On the eve of the war in March 2003, he hosted a summit of Mr Bush and his main European allies - Britain and Spain - on the Azores Islands.

Mr Durao Barroso is not seen as a European visionary, either of the federalist or the nationalist variety. Like the leaders of other smaller EU countries, he backs strong, equal rights for member-states - particularly small, cash-strapped ones like his own - and a well-funded European Commission to back the weak and poor.

With the expansion of the EU from 15 to 25 member-states last month, Portugal is worried about competition from the newcomers with their low-wage work forces, and about losing EU regional aid to poorer east European countries.

It also faces pressure from larger states; such as France and Germany, which are keen to move towards faster integration.

To protect Lisbon's influence, Mr Durao Barroso, a former foreign minister, pressed for references in the EU constitution agreed this month to the principle of equality between member-states.

"We have to avoid any fragmentation between founding states and newcomers, between the centre and the periphery or between the rich and the poor," he told the Financial Times in March.

Despite a recession, he put in place tough austerity measures after ousting the socialist government in 2002 to bring a ballooning deficit inside euro-zone limits.

His government, which relies on the support of a small right-wing Eurosceptical party, is also reforming the civil service and other sectors.
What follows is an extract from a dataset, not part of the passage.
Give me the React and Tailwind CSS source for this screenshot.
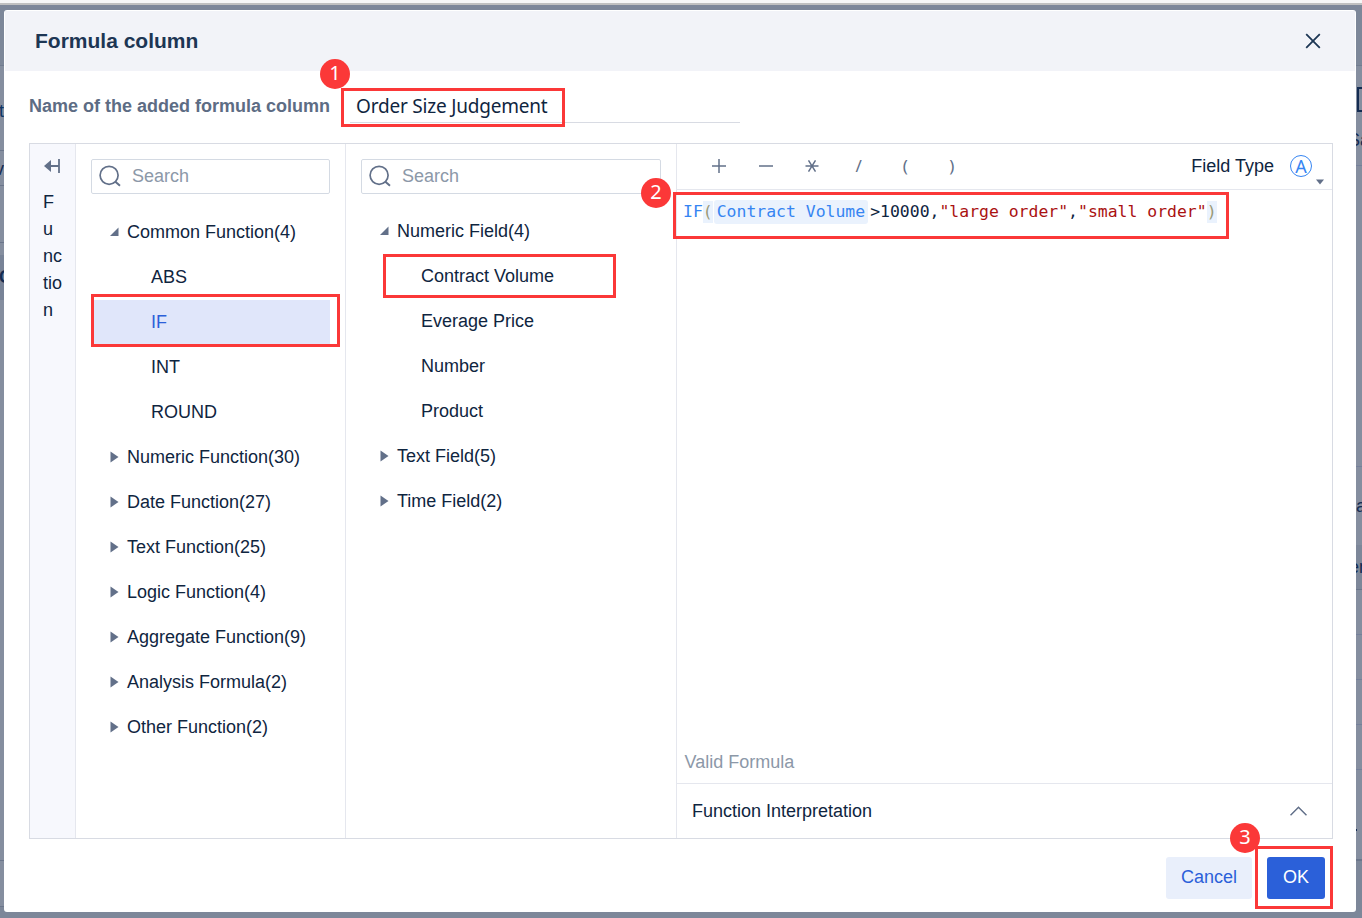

In spite of his cost-cutting policies, Mr Durao Barroso opposes capping EU spending, of which Portugal is a big beneficiary.

In March, the father of three told France's Le Monde daily that he wanted a European Commission that was "strong and representative of all national sensitivities". The president should be chosen for "competence and experience in European matters", as opposed to political balance.

Ironically, he may become head of the EU executive precisely because of those political balance factors.